Chaucer: A Bad Poet and a Didactic Bore

What? What did that title just say? Now hold on just a moment! Who the hell does this Ronosaurus Rex think he is anyway, calling the first Great Poet (with a capital G and a capital P) in the English language “a bad poet and a didactic bore”? When I read “The Wife of Bath’s Tale,” for example, I remember delightful comedy, complex poetry and deep insight.

Canterbury Tales

Chaucer greatly expanded the English lexicon employing words “from Greek, Latin, Arabic, German and French – and the following regularly used words: acceptable, altercation, annoyance, arbitration, army, arrogant, arsenic, arc, and aspect” (enotes), and those are just a few of the words beginning with “a.” He introduced the accentual-syllabic metre, the five stress line and the rhymed couplet to the English language. His mixture of comedy and drama, of high and low culture is a hallmark of the best English writing. Without Chaucer, Shakespeare would have been a different writer, nor could he have written his “Troilus and Cressida.” Without Chaucer, there would be no “Faerie Queene” by Edmund Spenser. T. S. Eliot borrowed the first line of “The Waste Land” from Chaucer‘s Canterbury Tales.

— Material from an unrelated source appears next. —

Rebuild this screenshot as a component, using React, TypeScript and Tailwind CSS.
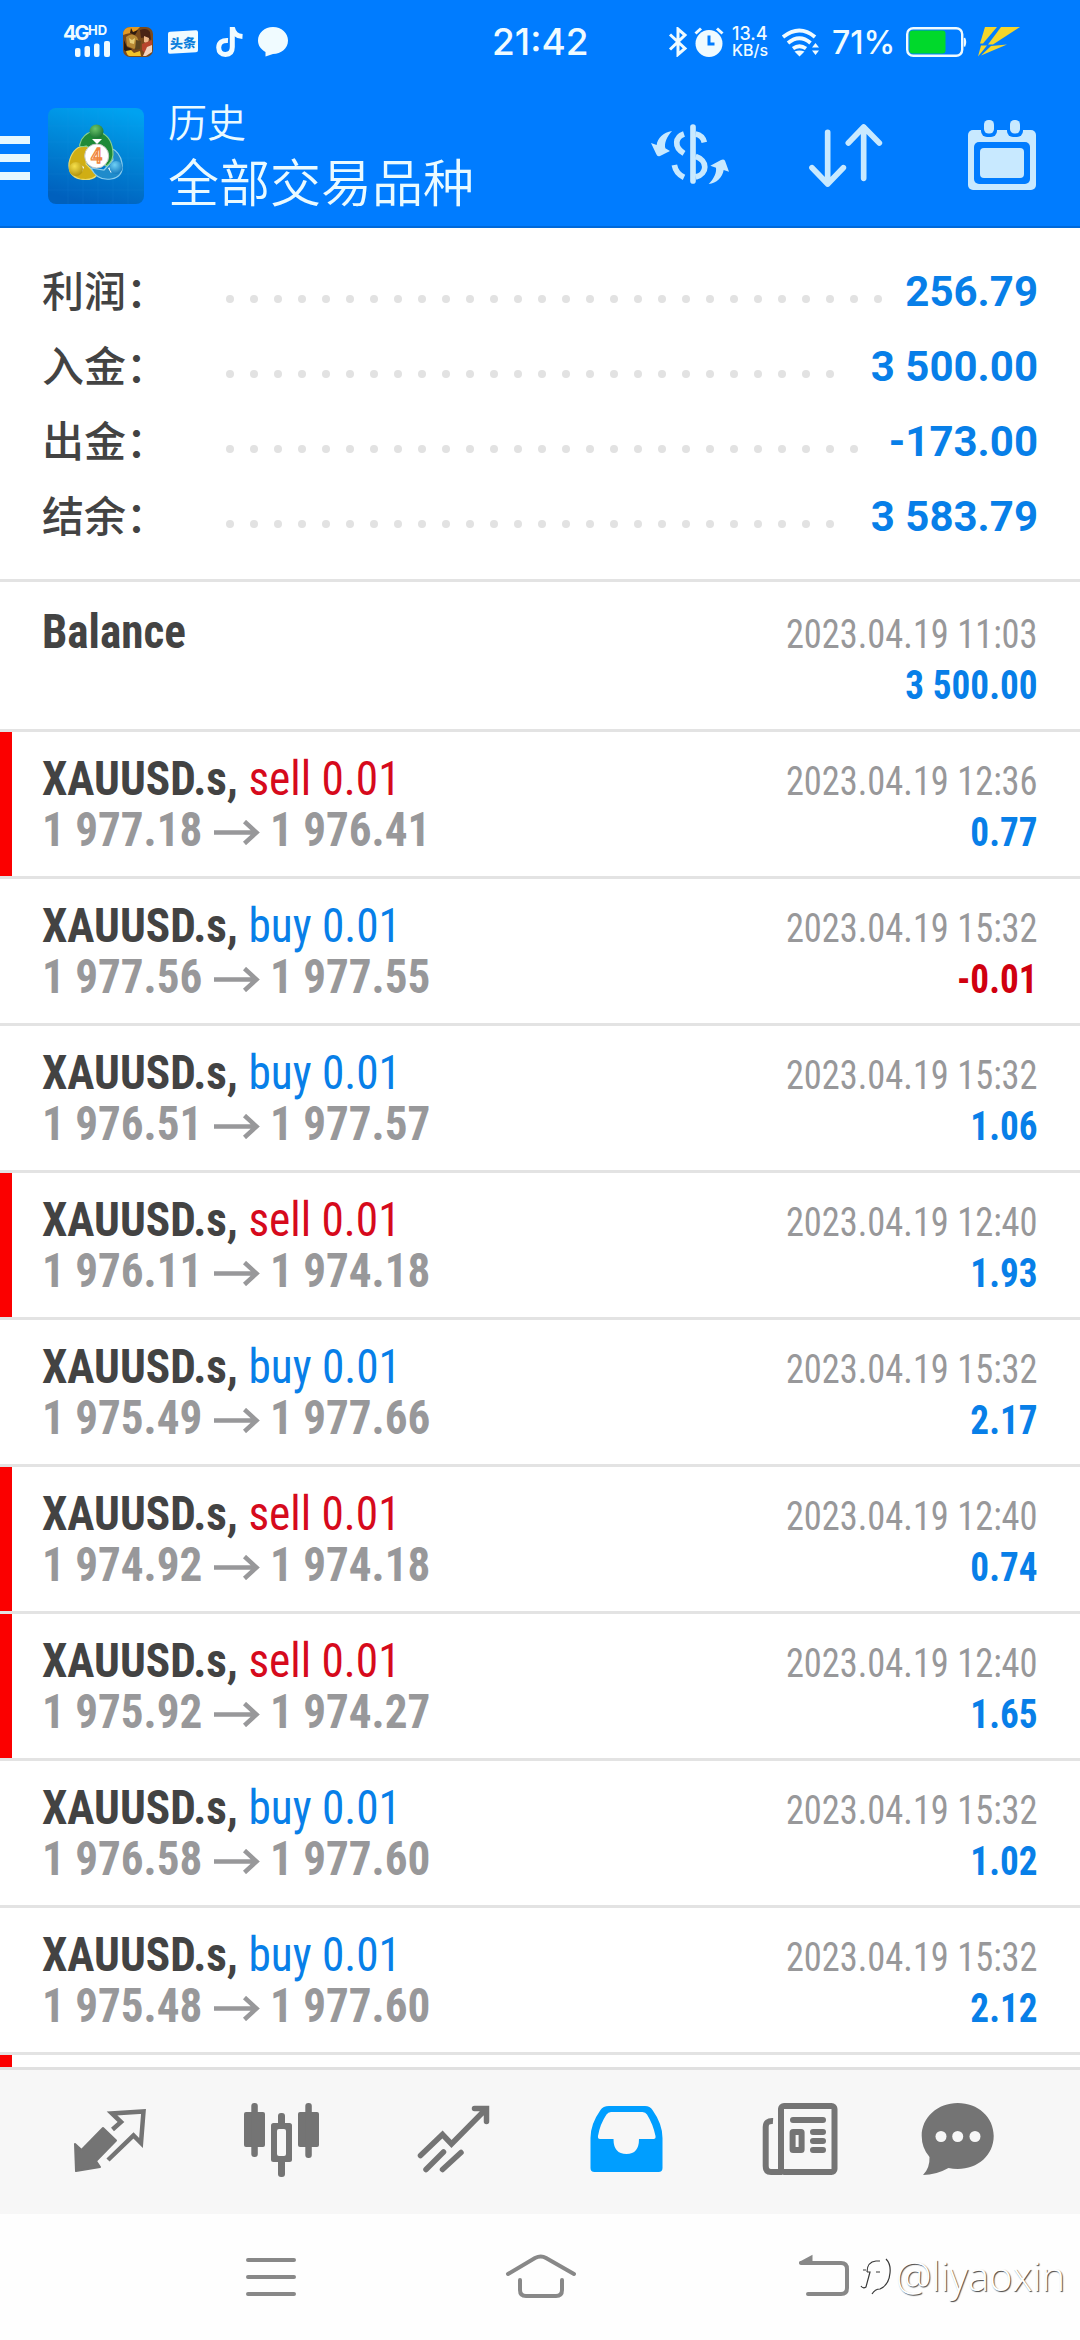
const summary = [
  { label: '利润：', value: '256.79', dots: 28 },
  { label: '入金：', value: '3 500.00', dots: 26 },
  { label: '出金：', value: '-173.00', dots: 27 },
  { label: '结余：', value: '3 583.79', dots: 26 },
];

const deals = [
  { id: 1, side: 'sell', open: '1 977.18', close: '1 976.41', time: '2023.04.19 12:36', profit: '0.77' },
  { id: 2, side: 'buy', open: '1 977.56', close: '1 977.55', time: '2023.04.19 15:32', profit: '-0.01' },
  { id: 3, side: 'buy', open: '1 976.51', close: '1 977.57', time: '2023.04.19 15:32', profit: '1.06' },
  { id: 4, side: 'sell', open: '1 976.11', close: '1 974.18', time: '2023.04.19 12:40', profit: '1.93' },
  { id: 5, side: 'buy', open: '1 975.49', close: '1 977.66', time: '2023.04.19 15:32', profit: '2.17' },
  { id: 6, side: 'sell', open: '1 974.92', close: '1 974.18', time: '2023.04.19 12:40', profit: '0.74' },
  { id: 7, side: 'sell', open: '1 975.92', close: '1 974.27', time: '2023.04.19 12:40', profit: '1.65' },
  { id: 8, side: 'buy', open: '1 976.58', close: '1 977.60', time: '2023.04.19 15:32', profit: '1.02' },
  { id: 9, side: 'buy', open: '1 975.48', close: '1 977.60', time: '2023.04.19 15:32', profit: '2.12' },
];

function StatusBar() {
  return (
    <div className="flex h-[84px] items-start pt-[25px] pl-[63px] font-['Inter',sans-serif] text-[#f0fbff]">
      {/* Signal */}
      <div className="h-8 w-[47px]">
        <div className="flex h-4 items-start font-bold">
          <span className="w-[25px] text-[20px] leading-4 tracking-[-2px]">4G</span>
          <span className="text-[13px] leading-[11px]">HD</span>
        </div>
        <svg className="ml-3 block" width="35" height="16" viewBox="0 0 35 16" fill="currentColor">
          <rect x="0" y="7" width="5.5" height="9" rx="2" />
          <rect x="9.5" y="5" width="5.5" height="11" rx="2" />
          <rect x="19" y="2.500" width="5.500" height="13.500" rx="2" />
          <rect x="29" y="0" width="6" height="16" rx="2" />
        </svg>
      </div>

      {/* Notifications */}
      <svg className="mt-0.5 ml-[13px]" width="30" height="30" viewBox="0 0 30 30">
        <rect width="30" height="30" rx="7" fill="#7a4a1c" />
        <path d="M0 8Q0 0 8 0H17L12 5L3 7Z" fill="#e39a24" />
        <path d="M8 1L10 5L15 3L12 8L7 6Z" fill="#2e1a10" />
        <path d="M17 3Q24 0 27 5L28 13L23 10L18 11Z" fill="#4b2415" />
        <path d="M21 9L26 11L25 17L21 15Z" fill="#f0b98c" />
        <path d="M19 17L29 13V24L24 28L19 23Z" fill="#b8452c" />
        <path d="M24 20L29 18V25L23 29H20Z" fill="#f3d3bd" />
        <path d="M3 10Q9 5 14 10L17 17L11 22L4 19Z" fill="#b98a35" />
        <path d="M6 11L9 13L12 11L11 17L7 16Z" fill="#e9cf7a" />
        <path d="M1 13L4 20L9 22L6 26L1 23Z" fill="#2b1d12" />
        <path d="M3 24L8 23L11 26L17 24L18 29H7Q4 29 3 24Z" fill="#f2c329" />
        <path d="M13 13L18 14L17 22L12 23Z" fill="#5c4521" />
      </svg>
      <div className="mt-[6px] ml-[15px] flex h-[22px] w-[30px] -skew-y-3 items-center justify-center rounded-[2px] bg-[#f0fbff] font-['Noto_Sans_CJK_SC',sans-serif] text-[13px] leading-none font-black text-[#0a7fdc]">
        头条
      </div>
      <svg className="mt-0.5 ml-[18px]" width="27" height="30" viewBox="0 0 27 30" fill="none" stroke="currentColor" strokeWidth="5">
        <path d="M12 13.500Q3 13 2.700 20.500Q3 27.400 9.500 27.400Q16.300 27.400 16.300 20V0" />
        <path d="M16.500 1Q18 9 26.500 9.500" />
      </svg>
      <svg className="mt-0.5 ml-[15px]" width="30" height="30" viewBox="0 0 30 30" fill="currentColor">
        <path d="M15 0C23.500 0 30 6 30 13.500C30 21.500 23 27 15 27L7.500 29.500V25C3 22.500 0 18.500 0 13.500C0 6 6.500 0 15 0Z" />
      </svg>

      <div className="mt-[-1px] ml-[204px] w-[96px] text-[37px] leading-[36px] font-medium">21:42</div>

      <svg className="mt-[2px] ml-[80px]" width="20" height="30" viewBox="0 0 20 30" fill="none" stroke="currentColor" strokeWidth="3">
        <path d="M2 7.500L17 21.500L10 27.500V2L17 8L2 22.500" />
      </svg>
      <svg className="mt-[2px] ml-[6px]" width="30" height="30" viewBox="0 0 30 30">
        <circle cx="15" cy="16.500" r="13.500" fill="currentColor" />
        <path d="M1.500 6.500L7 1.500M23 1.500L28.500 6.500" stroke="currentColor" strokeWidth="3" />
        <path d="M15 8.500V17H20.500" stroke="#007cff" strokeWidth="3" fill="none" />
      </svg>
      <div className="mt-[1px] ml-[8px] w-[40px] leading-[16px] font-medium">
        <div className="text-[18px]">13.4</div>
        <div className="text-[16px]">KB/s</div>
      </div>
      <svg className="mt-[2px] ml-[9px]" width="40" height="30" viewBox="0 0 40 30">
        <path d="M2 10Q18.500 -3 34 10M7 16Q18.500 6.500 29.500 16M12 21.500Q18.500 17 25 21.500" fill="none" stroke="currentColor" strokeWidth="3.800" />
        <path d="M13.500 24.500Q18.500 22.500 23.500 24.500L18.500 29.500Z" fill="currentColor" />
        <path d="M31 20.500L34.500 16L38 20.500ZM31 23.500L34.500 28L38 23.500Z" fill="currentColor" />
      </svg>
      <div className="mt-[2px] ml-[11px] w-[63px] text-[32px] leading-[32px] font-medium">71%</div>
      <svg className="mt-[2px] ml-[11px]" width="61" height="30" viewBox="0 0 61 30">
        <rect x="1.200" y="1.200" width="55" height="27.600" rx="6" fill="none" stroke="currentColor" strokeWidth="2.400" />
        <rect x="3.500" y="3.500" width="36" height="23" rx="3" fill="#00d92b" />
        <path d="M58.500 11Q60.500 15 58.500 19.500Z" stroke="currentColor" strokeWidth="1.500" />
      </svg>
      <svg className="mt-[2px] ml-[11px]" width="42" height="30" viewBox="0 0 42 30" fill="#f5d52a">
        <path d="M7 0H19L5 16.500H2Z" />
        <path d="M23 0H42L15 17.500H10Z" />
        <path d="M3 18.500H9L0 29.500ZM13 19L29 17.500L3 28.500Z" />
      </svg>
    </div>
  );
}

function AppLogo() {
  return (
    <svg className="ml-[18px]" width="96" height="96" viewBox="0 0 96 96">
      <defs>
        <linearGradient id="tile" x1="0.700" y1="0" x2="0.450" y2="1">
          <stop offset="0" stopColor="#00a2f0" />
          <stop offset="0.500" stopColor="#0082d4" />
          <stop offset="1" stopColor="#0060bd" />
        </linearGradient>
        <radialGradient id="green" cx="0.400" cy="0.300" r="0.800">
          <stop offset="0" stopColor="#6cc56b" />
          <stop offset="1" stopColor="#0f6a2c" />
        </radialGradient>
        <radialGradient id="yellow" cx="0.400" cy="0.300" r="0.800">
          <stop offset="0" stopColor="#f7e04a" />
          <stop offset="1" stopColor="#a88a08" />
        </radialGradient>
        <radialGradient id="blue" cx="0.400" cy="0.300" r="0.800">
          <stop offset="0" stopColor="#6fd0f5" />
          <stop offset="1" stopColor="#0a70b8" />
        </radialGradient>
      </defs>
      <rect width="96" height="96" rx="8" fill="url(#tile)" />
      <path d="M20 0V96M35 0V96M50 0V96M65 0V96M80 0V96M0 18H96M0 34H96M0 50H96M0 66H96M0 82H96" stroke="#2aa5ee" strokeOpacity="0.100" />
      <path d="M35 38Q24 40 21 55Q20 68 32 71Q44 73 49 67L38 56L41 39Z" fill="#d0ae14" stroke="#e9da70" strokeWidth="1.200" />
      <path d="M63 40Q72 44 74 55Q76 69 63 71Q49 73 43 60L56 62L65 52Z" fill="#1f8bcb" stroke="#8ccdec" strokeWidth="1.200" />
      <path d="M52 24Q65 29 65 47Q64 55 58 58L49 44L38 38Q30 40 32 36Q34 26 46 23Z" fill="#1f8a38" stroke="#86cf8d" strokeWidth="1.200" />
      <path d="M44 31L49 36L54 31ZM30 55L36 59L34 64ZM60 60L68 57L63 65Z" fill="#fff" />
      <circle cx="48.500" cy="23.500" r="7" fill="url(#green)" />
      <circle cx="28" cy="61" r="7" fill="url(#yellow)" />
      <circle cx="68" cy="59.500" r="6.500" fill="url(#blue)" />
      <circle cx="48.700" cy="48" r="12" fill="#fff" stroke="#c5c9c4" />
      <text x="48.500" y="55" textAnchor="middle" fontFamily="Roboto, sans-serif" fontSize="20" fontWeight="500" fill="#fff3e0" stroke="#f0853c" strokeWidth="1.300">
        4
      </text>
    </svg>
  );
}

function Toolbar() {
  return (
    <div className="flex h-[144px] items-start border-b-2 border-[#0069d9] pt-[24px]">
      <div className="mt-[28px] flex w-[30px] flex-col gap-[10px]">
        <div className="h-2 bg-[#e6f8ff]" />
        <div className="h-2 bg-[#e6f8ff]" />
        <div className="h-2 bg-[#e6f8ff]" />
      </div>
      <AppLogo />
      <div className="mt-[-13px] ml-[24px] w-[482px] font-['Noto_Sans_CJK_SC',sans-serif] font-[350] text-[#eafaff]">
        <div className="text-[39px] leading-[50px]">历史</div>
        <div className="mt-[2px] text-[51px] leading-[66px]">全部交易品种</div>
      </div>

      <svg className="mt-[16px]" width="80" height="61" viewBox="0 327 240 183" fill="none" stroke="#c8e9ff" strokeWidth="17">
        <path d="M129 336V498" strokeLinecap="round" />
        <path d="M102 357C76 366 70 396 102 415M137 357Q158 361 163 382M137 424C173 436 174 476 137 486M73 450Q78 476 102 487" />
        <path d="M66 348C40 352 22 370 20 390L3 384L19 418Q22 426 30 423L60 408L46 400C42 385 50 365 66 348Z" fill="#c8e9ff" stroke="none" />
        <path d="M176 507C192 490 200 474 198 458L181 452L213 435Q221 431 225 437L237 470L221 465C217 488 200 505 176 507Z" fill="#c8e9ff" stroke="none" />
      </svg>
      <svg className="mt-[16px] ml-[79px]" width="74" height="64" viewBox="478 327 222 192" fill="none" stroke="#c8e9ff" strokeWidth="17" strokeLinecap="round" strokeLinejoin="round">
        <path d="M534 352V507M487 458L534 507L581 458M642 490V336M596 384L642 336L689 384" />
      </svg>
      <svg className="mt-[12px] ml-[85px]" width="68" height="70" viewBox="0 0 68 70" fill="#c8e9ff">
        <rect y="10" width="68" height="60" rx="5" />
        <rect x="13" y="0" width="16" height="17" rx="6" fill="#007cff" />
        <rect x="39" y="0" width="16" height="17" rx="6" fill="#007cff" />
        <rect x="16" y="0" width="10" height="13.500" rx="4.500" />
        <rect x="42" y="0" width="10" height="13.500" rx="4.500" />
        <rect x="6" y="22" width="56" height="42" rx="5" fill="#007cff" />
        <rect x="12" y="28" width="44" height="30" rx="4" />
      </svg>
    </div>
  );
}

function Deal({ deal }: { deal: (typeof deals)[number] }) {
  const sell = deal.side === 'sell';

  return (
    <div className={`flex h-[147px] shrink-0 justify-between border-b-3 border-[#e3e3e3] pr-[42px] ${sell ? '' : 'pl-3'}`}>
      {sell && <div className="w-3 bg-[#fb0000]" />}
      <div className="ml-[30px] flex-1 pt-[21px] text-[48px] leading-[51px] font-bold whitespace-nowrap">
        <div className="origin-left scale-x-[0.944] text-[#434343]">
          XAUUSD.s,{' '}
          <span className={sell ? 'font-normal text-[#d60a1c]' : 'font-normal text-[#087fe8]'}>{deal.side} 0.01</span>
        </div>
        <div className="flex text-[#98989a]">
          <span className="w-[172px] origin-left scale-x-[0.94]">{deal.open}</span>
          <svg className="mt-[16px] mr-[10px]" width="46" height="25" viewBox="0 0 46 25" fill="none" stroke="currentColor" strokeWidth="4.500">
            <path d="M0 12.500H43M30.500 1.500L42.500 12.500L30.500 23.500" />
          </svg>
          <span className="origin-left scale-x-[0.94]">{deal.close}</span>
        </div>
      </div>
      <div className="origin-right pt-6 text-right text-[40px] leading-[51px]">
        <div className="origin-right scale-x-[0.91] text-[#98989a]">{deal.time}</div>
        <div className={`origin-right scale-x-[0.93] font-bold ${deal.profit.startsWith('-') ? 'text-[#d0000f]' : 'text-[#087fe8]'}`}>
          {deal.profit}
        </div>
      </div>
    </div>
  );
}

function TabBar() {
  return (
    <div className="flex h-[147px] shrink-0 items-start border-t-3 border-[#e0e0e0] bg-[#f7f7f7] pt-[30px] pl-[70px] text-[#747474]">
      <svg width="80" height="80" viewBox="70 2100 80 80">
        <path d="M75 2144L81.500 2150L103 2128L116 2140.500L96 2161L100 2167L76 2171Z" fill="currentColor" stroke="currentColor" strokeWidth="2" strokeLinejoin="round" />
        <path d="M112.500 2129.500L121 2122L112 2113.500L143.500 2111.500L141 2143L133.500 2135.500L108 2160" fill="none" stroke="currentColor" strokeWidth="4.500" />
      </svg>
      <svg className="ml-[90px]" width="84" height="80" viewBox="240 2100 84 80" fill="currentColor">
        <rect x="244" y="2112" width="21" height="35" rx="2" />
        <rect x="251.300" y="2103" width="6.500" height="54" rx="3" />
        <rect x="298" y="2112" width="21" height="35" rx="2" />
        <rect x="305.300" y="2103" width="6.500" height="55" rx="3" />
        <rect x="278" y="2113" width="7" height="64" rx="3" />
        <rect x="271" y="2123" width="21" height="39" rx="2.500" />
        <rect x="277" y="2129" width="9" height="27" rx="2" fill="#f7f7f7" />
      </svg>
      <svg className="ml-[91px]" width="80" height="80" viewBox="415 2100 80 80" fill="none" stroke="currentColor" strokeWidth="5.500" strokeLinecap="round">
        <path d="M420.500 2155.500L442.500 2134.500L451.500 2144L486 2109M474.500 2108.500H486.500V2121.500M426 2169.500L443.500 2152M442.500 2169.500L461 2152.500" />
      </svg>
      <svg className="ml-[90px]" width="84" height="80" viewBox="585 2100 84 80">
        <path
          d="M609 2106H645Q650 2106 652.500 2110Q662.500 2124 662.500 2138V2168Q662.500 2172 658.500 2172H594.500Q590.500 2172 590.500 2168V2138Q590.500 2124 600.500 2110Q603 2106 609 2106ZM611 2112Q608 2112 606.500 2114.500Q600 2124 598 2136Q597.500 2139 600 2139H613.500Q613.500 2154 626.500 2154Q639 2154 639 2139H653.500Q656 2139 655.500 2136Q653 2124 647 2114.500Q645.500 2112 642.500 2112Z"
          fill="#009eff"
        />
      </svg>
      <svg className="ml-[89px]" width="84" height="80" viewBox="758 2100 84 80" fill="none" stroke="currentColor" strokeWidth="6">
        <rect x="781" y="2106" width="53.500" height="66" rx="3" />
        <path d="M773 2121Q765.700 2120.500 765.700 2127V2166Q765.700 2172 771 2172H782" />
        <path d="M793 2120H823M813 2132H823M813 2141H823M813 2150H823" strokeLinecap="round" />
        <rect x="792.600" y="2132" width="9" height="18" rx="0.500" />
      </svg>
      <svg className="ml-[74px]" width="84" height="80" viewBox="916 2100 84 80">
        <path d="M957.700 2103C978 2103 993.700 2117 993.700 2136C993.700 2155 978 2169 957.700 2169Q953 2169 948.500 2168Q936 2175 923 2175Q930 2168 929.500 2157Q921.700 2148 921.700 2136C921.700 2117 938 2103 957.700 2103Z" fill="currentColor" />
        <circle cx="941" cy="2136.500" r="5.500" fill="#f7f7f7" />
        <circle cx="957.700" cy="2136.500" r="5.500" fill="#f7f7f7" />
        <circle cx="975" cy="2136.500" r="5.500" fill="#f7f7f7" />
      </svg>
    </div>
  );
}

function SystemNav() {
  return (
    <div className="flex h-[126px] shrink-0 items-start bg-[#fefefe] pt-[36px] pl-[246px] text-[#888]">
      <svg width="50" height="50" viewBox="246 2250 50 50" stroke="currentColor" strokeWidth="4" strokeLinecap="round">
        <path d="M248 2260H294M248 2277H294M248 2294H294" />
      </svg>
      <svg className="ml-[209px]" width="72" height="50" viewBox="505 2250 72 50" fill="none" stroke="currentColor" strokeWidth="4" strokeLinecap="round">
        <path d="M508 2274L535 2258Q541 2255 546 2258L574 2274M520 2280V2290Q520 2296 526 2296H556Q562 2296 562 2290V2280" />
      </svg>
      <svg className="ml-[219px]" width="54" height="50" viewBox="796 2250 54 50" fill="none" stroke="currentColor" strokeWidth="4" strokeLinecap="round">
        <path d="M801 2263H841Q847 2263 847 2269V2288Q847 2294 841 2294H808" />
        <path d="M799.500 2263L811.500 2256.500V2263Z" fill="currentColor" strokeWidth="2" />
      </svg>
      <div className="mt-[2px] ml-[8px] flex text-white">
        <svg className="shrink-0" width="38" height="44" viewBox="0 0 38 44" fill="none" stroke="#3a3a3a" strokeWidth="1.200">
          <path d="M8 18H5M9 20Q9 10 18 9H22M28 7Q33 12 32 21Q31 33 22 37Q17 37 14 42M18 20H22M9 20H12L8 35Q5 37 3 34" />
        </svg>
        <span className="font-['Open_Sans','Noto_Sans',sans-serif] text-[40px] leading-[48px] font-light font-stretch-normal [text-shadow:1px_1px_1px_#444]">
          @liyaoxin
        </span>
      </div>
    </div>
  );
}

export default function App() {
  return (
    <div className="flex h-[2340px] w-[1080px] flex-col overflow-hidden bg-white font-['Roboto_Condensed','Roboto',sans-serif] font-stretch-condensed">
      <header className="h-[228px] shrink-0 bg-[#007cff] font-stretch-normal">
        <StatusBar />
        <Toolbar />
      </header>

      {/* Account summary */}
      <div className="h-[354px] shrink-0 border-b-3 border-[#e3e3e3] pt-[26px] pr-[42px] pl-[42px] font-['Roboto',sans-serif] font-stretch-normal">
        {summary.map((row) => (
          <div key={row.label} className="flex h-[75px] items-start">
            <div className="w-[184px] font-['Noto_Sans_CJK_SC',sans-serif] text-[42px] leading-[69px] font-medium text-[#434343]">{row.label}</div>
            <div className="mt-[41px] flex flex-1 gap-4">
              {Array.from({ length: row.dots }, (_, i) => (
                <span key={i} className="size-2 rounded-full bg-[#e2e2e2]" />
              ))}
            </div>
            <div className="text-[42px] leading-[75px] font-bold text-[#087fe8]">{row.value}</div>
          </div>
        ))}
      </div>

      {/* Deals */}
      <div className="h-[1485px] shrink-0 overflow-hidden">
        <div className="flex h-[150px] justify-between border-b-3 border-[#e3e3e3] pr-[42px] pl-[42px] leading-[51px]">
          <div className="origin-left scale-x-[0.94] pt-[24px] text-[48px] font-bold text-[#434343]">Balance</div>
          <div className="pt-[27px] text-right text-[40px]">
            <div className="origin-right scale-x-[0.91] text-[#98989a]">2023.04.19 11:03</div>
            <div className="origin-right scale-x-[0.93] font-bold text-[#087fe8]">3 500.00</div>
          </div>
        </div>
        {deals.map((deal) => (
          <Deal key={deal.id} deal={deal} />
        ))}
        <div className="h-[12px] w-3 bg-[#fb0000]" />
      </div>

      <TabBar />
      <SystemNav />
    </div>
  );
}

Before you get your panties in a knot, consider for a moment who “Chaucer” is. I count at least four Chaucers. There is Chaucer the man. We cannot know him. There is Chaucer, the author, with reputation and status who is studied in English courses, the one I (or you were) discussing in the last paragraph. There is Chaucer, the writer of The Canterbury Tales, a persona, a speaker, invented for the task of writing, as I have invented a persona in order to write this blog (as discussed in Who is Writing This?). And there is Chaucer, the character.

Yes, Chaucer himself is one of the characters traveling on a pilgrimage to Canterbury. (Very metafictional!) When the host asks him to tell his story, we expect poetry at least as grand as all that his come before, since it was Chaucer who wrot e it, and yet the romance he gives (a romance being the story of a knight-errant) is sing-song and childish. The lines are short, the rhymes are simple: “Listeth, lordes, in good entent / And I wol telle verrayment / Of myrthe and of solas; / Al of a knyght was fair and gent / In bataille and in tourneyment, / His name was sire Thopas” (383) and his gives us endless lists of uninteresting details.

The host interrupts him and says, “Namoore of this, for Goddes dignitee / . . . for thous makest me / So wery of thy verray lewednesse / That, also wisly God my soule blesse, / Myne eres aken of thy drasty speche. / Now swich a rym the devel I biteche! / This may wel by rym dogerel,’ quod he” (389). The free online dictionary define doggerel as “Crudely or irregularly fashioned verse, often of a humorous or burlesque nature.”

What can this mean? Chaucer’s creation is interrupting Chaucer and accusing him of the lowest kind of poetry. How can this be? The host then asks for something in prose and Chaucer launches into the “Tale of Melibee,” which starts, interestingly enough, with the title character’s enemies breaking into his home, beats his wife and attacks his daughter.

Melibee then calls a conference with many so-called friends to discuss what he should do. Most advise war, but his wife launches into a very lengthy debate full of many dull quotations arguing for peace. In fact, it is so long and boring, I confess I did not finish it.

What is Chaucer’s point? Chaucer is making clear to us that the character Chaucer is not the poet who put together The Canterbury Tales, and by extension we might add that the speaker throughout the Tales is not the real Chaucher either, nor is the real Chaucer the Chaucer we have come to know in our culture. The character is a metafictional reminder that all authors create characters of themselves, so don’t take that character, that speaker too seriously.

Chaucer, by the way, borrowed the structure of The Decameron for his own masterpiece. The plot of A Knight’s Tale comes from Boccaccio’s “The Teseide” and about a third of “Troilus and Criseyde” from “The Filostrato.” (You can read about The Decameron in my post, The Decameron With and Without a Frame.)

Chaucer, Geoffrey. Canterbury Tales. London: Everyman’s Library, 1958.